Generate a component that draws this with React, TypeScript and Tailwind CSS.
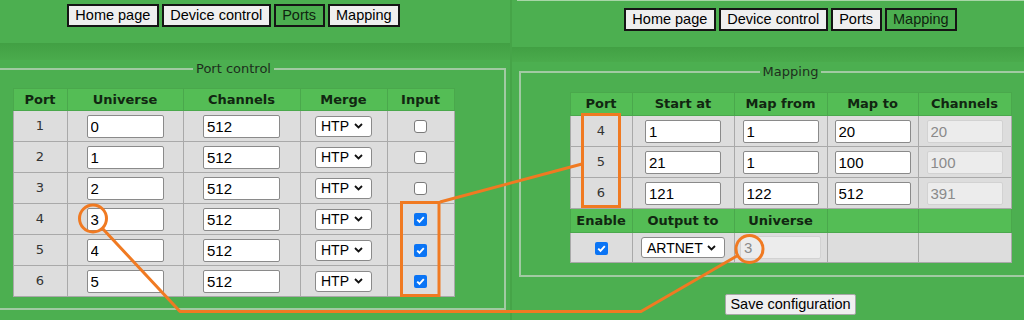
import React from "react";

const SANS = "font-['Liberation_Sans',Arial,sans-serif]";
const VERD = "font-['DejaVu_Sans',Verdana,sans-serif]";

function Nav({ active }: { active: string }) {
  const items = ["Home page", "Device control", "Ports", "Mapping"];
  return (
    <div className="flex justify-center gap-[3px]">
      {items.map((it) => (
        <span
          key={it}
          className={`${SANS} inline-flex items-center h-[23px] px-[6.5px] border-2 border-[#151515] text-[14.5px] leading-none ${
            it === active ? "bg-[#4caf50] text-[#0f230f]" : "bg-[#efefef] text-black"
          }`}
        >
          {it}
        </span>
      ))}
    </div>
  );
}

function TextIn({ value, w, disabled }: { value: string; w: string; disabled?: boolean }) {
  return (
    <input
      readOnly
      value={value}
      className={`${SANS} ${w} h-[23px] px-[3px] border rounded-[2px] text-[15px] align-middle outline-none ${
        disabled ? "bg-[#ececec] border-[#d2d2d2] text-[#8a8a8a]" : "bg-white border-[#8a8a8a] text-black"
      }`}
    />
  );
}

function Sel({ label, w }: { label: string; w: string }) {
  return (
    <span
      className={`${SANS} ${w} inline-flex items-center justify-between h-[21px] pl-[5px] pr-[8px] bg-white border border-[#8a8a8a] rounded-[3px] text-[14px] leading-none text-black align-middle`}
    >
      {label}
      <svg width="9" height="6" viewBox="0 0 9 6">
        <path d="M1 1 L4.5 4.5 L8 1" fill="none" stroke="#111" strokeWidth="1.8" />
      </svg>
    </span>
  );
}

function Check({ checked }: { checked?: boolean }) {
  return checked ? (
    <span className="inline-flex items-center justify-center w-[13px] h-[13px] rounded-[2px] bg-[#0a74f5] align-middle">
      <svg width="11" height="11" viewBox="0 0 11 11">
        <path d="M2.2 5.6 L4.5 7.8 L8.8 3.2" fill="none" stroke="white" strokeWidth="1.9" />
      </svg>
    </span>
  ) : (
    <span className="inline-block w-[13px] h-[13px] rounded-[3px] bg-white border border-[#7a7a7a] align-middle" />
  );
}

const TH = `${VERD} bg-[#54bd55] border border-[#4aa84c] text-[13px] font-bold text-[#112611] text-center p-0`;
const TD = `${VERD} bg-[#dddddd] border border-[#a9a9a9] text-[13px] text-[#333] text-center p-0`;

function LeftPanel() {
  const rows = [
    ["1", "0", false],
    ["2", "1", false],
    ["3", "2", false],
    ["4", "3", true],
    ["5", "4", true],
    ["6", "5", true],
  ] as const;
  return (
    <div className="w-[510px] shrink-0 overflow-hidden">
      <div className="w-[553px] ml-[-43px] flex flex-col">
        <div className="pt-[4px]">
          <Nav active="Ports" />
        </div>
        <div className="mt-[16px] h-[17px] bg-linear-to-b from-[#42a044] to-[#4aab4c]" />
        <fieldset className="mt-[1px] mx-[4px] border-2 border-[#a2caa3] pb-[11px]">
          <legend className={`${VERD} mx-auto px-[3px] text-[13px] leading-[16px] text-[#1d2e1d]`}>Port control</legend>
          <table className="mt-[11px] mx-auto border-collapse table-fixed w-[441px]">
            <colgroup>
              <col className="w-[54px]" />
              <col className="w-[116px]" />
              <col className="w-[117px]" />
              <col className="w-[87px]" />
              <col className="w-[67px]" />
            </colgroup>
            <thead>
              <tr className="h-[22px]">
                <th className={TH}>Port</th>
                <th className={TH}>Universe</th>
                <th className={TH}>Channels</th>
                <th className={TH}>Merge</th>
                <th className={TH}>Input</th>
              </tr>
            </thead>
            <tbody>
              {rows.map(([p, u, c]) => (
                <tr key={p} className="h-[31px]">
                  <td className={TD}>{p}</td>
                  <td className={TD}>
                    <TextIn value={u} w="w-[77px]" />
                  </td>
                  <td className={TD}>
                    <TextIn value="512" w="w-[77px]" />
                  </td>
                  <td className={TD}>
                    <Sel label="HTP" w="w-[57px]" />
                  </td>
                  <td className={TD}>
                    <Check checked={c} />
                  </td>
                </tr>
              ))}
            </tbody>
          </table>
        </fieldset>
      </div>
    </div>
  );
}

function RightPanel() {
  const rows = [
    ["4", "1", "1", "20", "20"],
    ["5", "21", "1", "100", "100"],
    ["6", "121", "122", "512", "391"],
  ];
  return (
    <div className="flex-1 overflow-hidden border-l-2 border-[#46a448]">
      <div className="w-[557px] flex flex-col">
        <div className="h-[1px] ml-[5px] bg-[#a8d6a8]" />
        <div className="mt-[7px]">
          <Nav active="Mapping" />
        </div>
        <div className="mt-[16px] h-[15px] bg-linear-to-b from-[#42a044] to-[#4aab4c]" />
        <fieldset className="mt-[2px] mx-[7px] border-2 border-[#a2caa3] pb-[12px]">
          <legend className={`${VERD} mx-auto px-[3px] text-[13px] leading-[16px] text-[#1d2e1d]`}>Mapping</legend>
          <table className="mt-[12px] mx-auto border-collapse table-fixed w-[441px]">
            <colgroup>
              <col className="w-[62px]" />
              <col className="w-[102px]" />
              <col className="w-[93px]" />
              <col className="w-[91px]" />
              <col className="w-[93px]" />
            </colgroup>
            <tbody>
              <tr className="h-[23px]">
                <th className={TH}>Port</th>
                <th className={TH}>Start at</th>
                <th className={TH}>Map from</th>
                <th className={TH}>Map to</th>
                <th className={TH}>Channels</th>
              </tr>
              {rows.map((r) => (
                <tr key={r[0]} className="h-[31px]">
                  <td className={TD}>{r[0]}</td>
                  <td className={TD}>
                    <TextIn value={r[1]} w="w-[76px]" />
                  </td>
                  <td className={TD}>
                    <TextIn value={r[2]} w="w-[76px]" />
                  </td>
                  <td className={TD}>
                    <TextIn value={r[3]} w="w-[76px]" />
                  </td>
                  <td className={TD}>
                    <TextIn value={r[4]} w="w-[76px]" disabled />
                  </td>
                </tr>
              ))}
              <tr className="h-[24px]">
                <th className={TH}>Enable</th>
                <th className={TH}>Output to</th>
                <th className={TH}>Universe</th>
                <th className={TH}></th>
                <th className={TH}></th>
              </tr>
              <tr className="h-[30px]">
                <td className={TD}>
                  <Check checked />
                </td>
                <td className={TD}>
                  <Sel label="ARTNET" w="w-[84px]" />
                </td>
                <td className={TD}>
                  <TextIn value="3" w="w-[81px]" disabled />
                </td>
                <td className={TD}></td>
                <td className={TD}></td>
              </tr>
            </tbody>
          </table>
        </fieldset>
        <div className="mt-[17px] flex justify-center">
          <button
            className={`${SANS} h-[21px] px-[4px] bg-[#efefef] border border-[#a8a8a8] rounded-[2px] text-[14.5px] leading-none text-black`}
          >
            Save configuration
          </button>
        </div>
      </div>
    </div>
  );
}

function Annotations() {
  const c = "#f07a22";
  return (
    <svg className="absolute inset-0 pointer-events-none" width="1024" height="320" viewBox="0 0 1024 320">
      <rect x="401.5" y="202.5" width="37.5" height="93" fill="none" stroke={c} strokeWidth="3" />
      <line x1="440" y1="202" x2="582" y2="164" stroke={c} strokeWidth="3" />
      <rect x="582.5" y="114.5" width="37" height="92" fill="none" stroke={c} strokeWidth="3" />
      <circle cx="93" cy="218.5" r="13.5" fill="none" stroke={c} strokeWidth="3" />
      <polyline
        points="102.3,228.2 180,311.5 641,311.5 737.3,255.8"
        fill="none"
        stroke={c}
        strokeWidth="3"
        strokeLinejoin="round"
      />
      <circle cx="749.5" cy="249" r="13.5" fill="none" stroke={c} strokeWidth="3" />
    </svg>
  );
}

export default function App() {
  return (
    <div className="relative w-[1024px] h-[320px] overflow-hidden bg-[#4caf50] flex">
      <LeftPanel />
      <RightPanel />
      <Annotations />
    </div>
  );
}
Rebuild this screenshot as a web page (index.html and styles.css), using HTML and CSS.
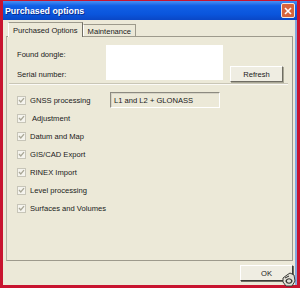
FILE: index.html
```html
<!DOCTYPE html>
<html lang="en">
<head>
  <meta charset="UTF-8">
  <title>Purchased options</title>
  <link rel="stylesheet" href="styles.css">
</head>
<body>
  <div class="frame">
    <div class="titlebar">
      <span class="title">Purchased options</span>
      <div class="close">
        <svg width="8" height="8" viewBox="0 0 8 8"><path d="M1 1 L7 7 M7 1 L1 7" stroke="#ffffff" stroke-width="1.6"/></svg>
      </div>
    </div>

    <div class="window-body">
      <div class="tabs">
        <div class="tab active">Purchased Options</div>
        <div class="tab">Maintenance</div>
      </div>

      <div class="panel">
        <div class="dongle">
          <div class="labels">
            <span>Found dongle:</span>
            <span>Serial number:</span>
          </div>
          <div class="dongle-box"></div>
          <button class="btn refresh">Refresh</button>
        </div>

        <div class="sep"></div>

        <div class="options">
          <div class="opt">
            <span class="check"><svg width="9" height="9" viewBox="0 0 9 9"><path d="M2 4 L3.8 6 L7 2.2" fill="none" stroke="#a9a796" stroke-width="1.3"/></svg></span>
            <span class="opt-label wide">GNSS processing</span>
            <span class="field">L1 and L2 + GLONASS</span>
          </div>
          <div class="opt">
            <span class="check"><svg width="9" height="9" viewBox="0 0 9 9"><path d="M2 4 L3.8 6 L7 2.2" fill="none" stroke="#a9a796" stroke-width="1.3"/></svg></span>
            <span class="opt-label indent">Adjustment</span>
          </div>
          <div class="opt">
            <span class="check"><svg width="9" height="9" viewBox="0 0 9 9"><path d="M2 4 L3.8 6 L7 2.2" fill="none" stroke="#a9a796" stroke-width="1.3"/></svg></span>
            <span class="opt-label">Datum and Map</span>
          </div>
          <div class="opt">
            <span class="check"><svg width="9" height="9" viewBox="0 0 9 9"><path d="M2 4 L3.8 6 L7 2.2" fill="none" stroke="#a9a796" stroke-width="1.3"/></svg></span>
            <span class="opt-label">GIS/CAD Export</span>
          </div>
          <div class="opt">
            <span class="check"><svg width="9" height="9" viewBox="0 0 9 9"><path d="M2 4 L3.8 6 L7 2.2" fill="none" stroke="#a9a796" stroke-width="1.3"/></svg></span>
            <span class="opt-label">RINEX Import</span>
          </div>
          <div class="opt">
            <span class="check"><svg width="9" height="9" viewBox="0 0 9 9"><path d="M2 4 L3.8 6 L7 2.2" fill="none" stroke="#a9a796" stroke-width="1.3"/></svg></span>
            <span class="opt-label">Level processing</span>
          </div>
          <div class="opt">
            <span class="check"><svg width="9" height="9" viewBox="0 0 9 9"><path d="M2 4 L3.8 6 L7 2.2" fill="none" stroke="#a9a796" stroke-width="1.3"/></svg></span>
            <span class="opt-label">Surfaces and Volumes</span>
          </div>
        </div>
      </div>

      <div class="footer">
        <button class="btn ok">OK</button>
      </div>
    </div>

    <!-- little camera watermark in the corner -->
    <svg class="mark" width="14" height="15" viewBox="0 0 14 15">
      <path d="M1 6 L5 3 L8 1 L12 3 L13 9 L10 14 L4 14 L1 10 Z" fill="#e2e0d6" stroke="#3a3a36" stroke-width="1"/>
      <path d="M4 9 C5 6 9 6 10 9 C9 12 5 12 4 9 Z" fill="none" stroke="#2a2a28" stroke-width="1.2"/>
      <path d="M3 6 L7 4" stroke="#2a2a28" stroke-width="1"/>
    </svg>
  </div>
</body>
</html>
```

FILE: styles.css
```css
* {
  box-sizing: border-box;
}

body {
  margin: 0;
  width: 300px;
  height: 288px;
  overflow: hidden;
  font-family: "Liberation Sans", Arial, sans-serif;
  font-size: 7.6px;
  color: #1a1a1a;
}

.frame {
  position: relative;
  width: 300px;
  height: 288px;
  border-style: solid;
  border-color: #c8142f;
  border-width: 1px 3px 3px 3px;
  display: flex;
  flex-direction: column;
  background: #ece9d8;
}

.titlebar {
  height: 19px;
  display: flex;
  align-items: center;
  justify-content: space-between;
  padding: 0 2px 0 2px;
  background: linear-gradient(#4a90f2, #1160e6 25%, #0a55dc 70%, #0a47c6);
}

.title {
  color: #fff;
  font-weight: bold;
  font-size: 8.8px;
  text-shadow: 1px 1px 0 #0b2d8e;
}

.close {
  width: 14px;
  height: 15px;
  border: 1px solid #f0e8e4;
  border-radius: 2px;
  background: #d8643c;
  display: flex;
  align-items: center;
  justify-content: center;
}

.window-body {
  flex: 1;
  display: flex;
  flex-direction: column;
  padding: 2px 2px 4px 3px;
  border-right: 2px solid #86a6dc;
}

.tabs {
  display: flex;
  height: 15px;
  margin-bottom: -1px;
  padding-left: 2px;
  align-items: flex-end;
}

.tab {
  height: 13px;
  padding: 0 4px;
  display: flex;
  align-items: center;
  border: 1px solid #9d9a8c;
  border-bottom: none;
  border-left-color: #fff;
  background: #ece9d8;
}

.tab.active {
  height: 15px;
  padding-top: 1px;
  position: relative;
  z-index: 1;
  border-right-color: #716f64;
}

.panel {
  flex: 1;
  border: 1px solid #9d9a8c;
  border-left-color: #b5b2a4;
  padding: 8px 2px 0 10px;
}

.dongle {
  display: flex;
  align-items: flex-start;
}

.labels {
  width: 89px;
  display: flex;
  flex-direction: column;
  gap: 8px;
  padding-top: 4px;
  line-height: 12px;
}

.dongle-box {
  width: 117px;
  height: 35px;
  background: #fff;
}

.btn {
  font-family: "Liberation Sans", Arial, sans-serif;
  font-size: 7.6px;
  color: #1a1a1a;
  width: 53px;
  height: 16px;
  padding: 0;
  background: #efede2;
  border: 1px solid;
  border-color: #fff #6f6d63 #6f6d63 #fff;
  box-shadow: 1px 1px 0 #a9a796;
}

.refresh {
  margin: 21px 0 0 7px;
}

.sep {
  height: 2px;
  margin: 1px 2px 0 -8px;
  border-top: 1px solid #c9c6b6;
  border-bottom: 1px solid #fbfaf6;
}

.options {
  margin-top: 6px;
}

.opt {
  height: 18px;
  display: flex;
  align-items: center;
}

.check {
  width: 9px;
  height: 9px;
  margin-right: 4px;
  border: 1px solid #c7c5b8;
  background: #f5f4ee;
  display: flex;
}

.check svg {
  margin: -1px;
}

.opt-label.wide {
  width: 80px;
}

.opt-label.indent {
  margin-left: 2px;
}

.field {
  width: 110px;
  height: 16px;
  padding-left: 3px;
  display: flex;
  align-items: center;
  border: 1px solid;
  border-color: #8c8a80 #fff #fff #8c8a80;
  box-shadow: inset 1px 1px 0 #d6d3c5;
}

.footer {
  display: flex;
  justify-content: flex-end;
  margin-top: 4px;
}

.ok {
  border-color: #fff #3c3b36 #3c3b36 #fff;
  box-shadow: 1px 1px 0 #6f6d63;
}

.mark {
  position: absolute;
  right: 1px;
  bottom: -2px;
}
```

════════════════════

Exercise: From the entries above, extract every line where the word "styles" appears.

Final result:
Rebuild this screenshot as a web page (index.html and styles.css), using HTML and CSS.
  <link rel="stylesheet" href="styles.css">
FILE: styles.css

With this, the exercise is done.